Segundo números da Sociedade Brasileira para o Progresso da Ciência (SBPC),a lei de meios para 2021 tem R$ 453,7 bilhões vinculados à quebrada Regra de Ouro pelo Congresso.

Institutos de Pesquisa vinculados ao MCTI, como o INPE tiveram uma redução de recursos de 41,9% em relação à lei de 2020. Mesmo com o R$ 1,6bilhão condicionado à aprovação de créditos suplementares incluídos na Regra de Ouro o INPE ainda terá um orçamento 10%menor que o ano anterior.

A rubrica de Pesquisa, Desenvolvimento Científico e Difusão do Conhecimento (P&D) nas Unidades de Pesquisa reduziu 41,1% em2021. Se quebrada a Regra de Ouro (R$ 26,7 milhões) ficará abaixo do ano anterior, ainda, em 15,8%.

Nos Contratos de Gestão com Organizações o corte foi de 50,8% (Lei nº9.637/98). Com a Regra de Ouro (R$ 159,2 milhões) a redução diminui para 19,5%.

No Fundo Nacional de Desenvolvimento Científico e Tecnológico (FNDCT)principal fonte de P&D para o país, a Reserva de Contingência(recursos esterilizados e reservados para o superávit) cresceu 13%em relação a 2020, pulverizando R$ 4,8 bilhões dos R$ 5,3 bilhões previstos na lei de 2021 para os fundos setoriais que compõem oFNDCT.

É importante ressaltar que, dos 15 fundos setoriais, 8 registram apenas R$ 20 mil em despesas, janela orçamentária que demonstra o total desprezo deste governo pela P&D em áreas temáticas do conhecimento.

No CNPq uma redução de 57,2%: os R$ 1,3 bilhão de 2020 viraram R$560,7 milhões em 2021. Mesmo que o valor vinculado à Regra de Ouro(696,0 milhões) seja aprovado pelo Congresso, o orçamento do CNPq ainda será 8,3% menor que a despesa de 2020.

Garantidos no projeto de lei orçamentária de 2021 para bolsas de pesquisa estão apenas R$ 378,4 milhões, montante que resolve a fatura das bolsas por apenas 4 meses.

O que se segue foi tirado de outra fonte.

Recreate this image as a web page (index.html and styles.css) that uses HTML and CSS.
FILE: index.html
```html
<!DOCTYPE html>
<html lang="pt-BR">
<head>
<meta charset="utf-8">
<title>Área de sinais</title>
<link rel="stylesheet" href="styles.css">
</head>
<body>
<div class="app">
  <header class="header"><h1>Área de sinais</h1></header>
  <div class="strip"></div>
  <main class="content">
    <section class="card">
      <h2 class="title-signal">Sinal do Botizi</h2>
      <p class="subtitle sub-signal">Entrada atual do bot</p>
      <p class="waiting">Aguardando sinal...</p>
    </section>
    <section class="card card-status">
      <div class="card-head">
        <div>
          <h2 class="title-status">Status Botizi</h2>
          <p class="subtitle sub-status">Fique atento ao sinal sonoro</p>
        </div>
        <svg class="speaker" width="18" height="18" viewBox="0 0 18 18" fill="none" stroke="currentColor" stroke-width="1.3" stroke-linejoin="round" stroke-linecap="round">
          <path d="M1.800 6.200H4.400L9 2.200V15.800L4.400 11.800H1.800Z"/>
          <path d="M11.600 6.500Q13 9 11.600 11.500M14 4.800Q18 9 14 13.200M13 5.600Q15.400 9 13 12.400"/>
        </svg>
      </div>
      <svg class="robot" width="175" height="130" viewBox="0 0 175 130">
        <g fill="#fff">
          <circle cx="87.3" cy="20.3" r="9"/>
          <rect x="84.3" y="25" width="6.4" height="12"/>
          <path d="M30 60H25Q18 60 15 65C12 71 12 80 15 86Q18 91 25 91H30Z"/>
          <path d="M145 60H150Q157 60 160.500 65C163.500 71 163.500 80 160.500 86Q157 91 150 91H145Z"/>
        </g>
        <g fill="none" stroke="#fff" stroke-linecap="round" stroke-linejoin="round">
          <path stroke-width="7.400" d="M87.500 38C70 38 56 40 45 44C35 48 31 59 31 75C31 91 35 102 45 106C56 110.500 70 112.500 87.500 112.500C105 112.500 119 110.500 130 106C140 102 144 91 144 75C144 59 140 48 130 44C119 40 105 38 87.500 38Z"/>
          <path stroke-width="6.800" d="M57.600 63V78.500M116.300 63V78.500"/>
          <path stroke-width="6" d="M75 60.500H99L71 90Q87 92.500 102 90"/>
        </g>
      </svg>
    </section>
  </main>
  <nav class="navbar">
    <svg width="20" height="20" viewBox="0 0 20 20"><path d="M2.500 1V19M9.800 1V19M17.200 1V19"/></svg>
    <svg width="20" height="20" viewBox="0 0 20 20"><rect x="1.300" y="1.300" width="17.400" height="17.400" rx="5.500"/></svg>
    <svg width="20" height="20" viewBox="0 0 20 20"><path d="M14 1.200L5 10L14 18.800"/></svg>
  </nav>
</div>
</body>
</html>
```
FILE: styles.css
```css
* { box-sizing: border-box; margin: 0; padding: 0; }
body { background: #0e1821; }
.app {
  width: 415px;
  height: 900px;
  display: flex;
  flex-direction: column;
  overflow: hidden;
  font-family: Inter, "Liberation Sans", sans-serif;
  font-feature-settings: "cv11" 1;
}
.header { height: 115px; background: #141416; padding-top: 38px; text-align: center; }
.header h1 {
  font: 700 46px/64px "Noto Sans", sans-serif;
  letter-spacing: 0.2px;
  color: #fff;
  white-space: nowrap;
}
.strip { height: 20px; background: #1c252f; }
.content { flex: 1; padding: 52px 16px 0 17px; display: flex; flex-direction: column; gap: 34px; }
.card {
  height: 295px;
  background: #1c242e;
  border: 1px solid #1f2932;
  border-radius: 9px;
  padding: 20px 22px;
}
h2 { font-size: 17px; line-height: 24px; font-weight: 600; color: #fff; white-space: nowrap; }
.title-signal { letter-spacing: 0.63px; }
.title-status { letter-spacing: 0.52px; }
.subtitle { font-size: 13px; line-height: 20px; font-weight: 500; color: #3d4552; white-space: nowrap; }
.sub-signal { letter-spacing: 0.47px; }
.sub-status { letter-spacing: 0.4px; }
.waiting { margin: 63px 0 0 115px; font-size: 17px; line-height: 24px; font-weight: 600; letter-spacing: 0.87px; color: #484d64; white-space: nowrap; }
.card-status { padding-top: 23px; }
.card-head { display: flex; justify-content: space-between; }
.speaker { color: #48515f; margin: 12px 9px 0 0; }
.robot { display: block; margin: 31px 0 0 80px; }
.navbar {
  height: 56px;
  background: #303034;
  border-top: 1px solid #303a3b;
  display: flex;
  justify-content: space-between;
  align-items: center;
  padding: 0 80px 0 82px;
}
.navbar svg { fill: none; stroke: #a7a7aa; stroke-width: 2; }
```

O restante (R$ 565,5 milhões) está vinculado à aprovação do crédito carimbado à Regra de Ouro.

Para fomento a projetos de pesquisa apenas R$ 10,4 milhões. Aprovados os valores da Regra de Ouro as despesas reservarão ínfimos R$ 22,6milhões. Na LOA de 2019 o valor para fomento foi de R$ 127 milhões.

Uma tragédia anunciada que retira da função C&T (19) 52,3% dos seus recursos. Mesmo considerando os créditos suplementares vinculados à Regra de Ouro editáveis via projetos (48,8%), uma queda de 17,4% na função.

Em mais uma queda de braço com o presidente, o Congresso Nacional aprovou a Lei Complementar 177/2021 e derrubou os vetos de Bolsonaro, impedindo o contingenciamento dos recursos do Fundo Nacional de Desenvolvimento Científico e Tecnológico (FNDCT), a partir de 2021,principal fonte de financiamento à ciência, tecnologia e inovação (CT&I) do país.


Fundação João Mangabeira
Observatório da Democracia

1 Ministérios da Ciência, Tecnologia Inovações e Comunicações – MCTIC, Educação e Saúde, Agências de Fomento (Conselho Nacional de Desenvolvimento Científico e Tecnológico – CNPq, Financiadora de Estudos e Projetos – FINEP e Coordenação de Aperfeiçoamento de Pessoal de Nível Superior – CAPES), Universidades Públicas (União, Estados e Municípios) e Privadas, Institutos Federais de Ciência e Tecnologia, Institutos Nacionais de Ciência e Tecnologia – INCT, Organizações Sociais (Instituto de Matemática Pura e Aplicada – IMPA, Centro de Gestão e Estudos estratégicos – CGEE, Centro Nacional de Pesquisa em Energia e Materiais – CNPEM, Instituto de Desenvolvimento Sustentável Mamirauá – IDSM, Rede Nacional de Ensino e Pesquisa – RNP e Associação Brasileira de Pesquisa e Inovação Industrial – EMBRAPII), Secretarias Estaduais de CT&I, Fundações Estatuais de Amparo à Pesquisa – FAPs, Fundações Privadas de Apoio à Pesquisa, Fundações de Apoio às Universidades e empresas atuantes em P&D.

2 O CNPq tem, historicamente, uma despesa anual média de cerca de R$ 1,25 bilhão: R$ 1,05 bilhão para bolsas e o restante para fomento e manutenção. Para bolsas, em 2019, foram destinados apenas R$ 780 milhões.